Conventional ring-by-ring routing approach: the outermost ring of unconnected pads are connected first, then inner rings are connected using grid channels of the outer ring until their capacity exhausted. This procedure is then repeated on upper metal layers. The left is the routing on the first metal layer. Similarly, the middle one is the routing on the second layer, and so on. The overall procedure is depicted in the right diagram where each ring denotes the remaining pads after each layer of metallization.

Layer Optimisation Routing

A second widely used scheme for escape routing is the so-called triangular routing67 that is depicted in Fig. 9.

Figure 9
figure 9

Metal layer optimal routing approach: the routing procedure is performed by proceeding triangularly inward. In this way, it can deploy the diagonal channels, which always have higher routing capacity and take advantage of empty spaces resulted from previously routed pads. The left diagram shows the pads that are routed in the first layer. The middle is the routing on the next layer. The right is the overview of this routing approach.

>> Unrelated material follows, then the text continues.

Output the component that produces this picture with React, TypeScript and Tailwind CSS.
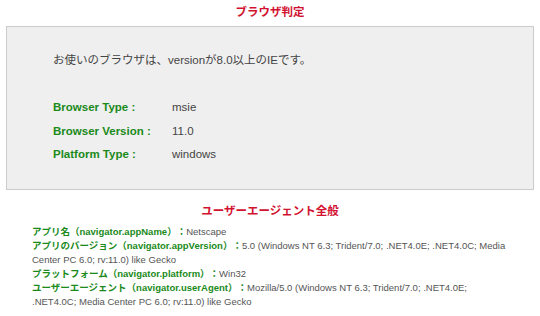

In contrast to the intuitive ring-by-ring approach, this scheme was derived as a maximum flow optimisation problem whereby the opening space left by routed pads in lower layers are utilised maximally, as shown in the middle diagram of Fig. 9. This resulted in a minimal number of layers required to route all the pads.

An n × n array will require at least k layers of routing, where k is the smallest integer that satisfies the below inequality67:

$$-\mathrm{2(}D+\mathrm{1)(}D+\mathrm{2)}{k}^{2}+\mathrm{[4(}D+\mathrm{1)}n-10D+8C]k\ge {n}^{2},$$
(5)

where C and D are the grid and diagonal capacities in Eqs (3) and (4), respectively.

Data Availability

The datasets generated during and/or analysed during the current study are available from the corresponding author on reasonable request.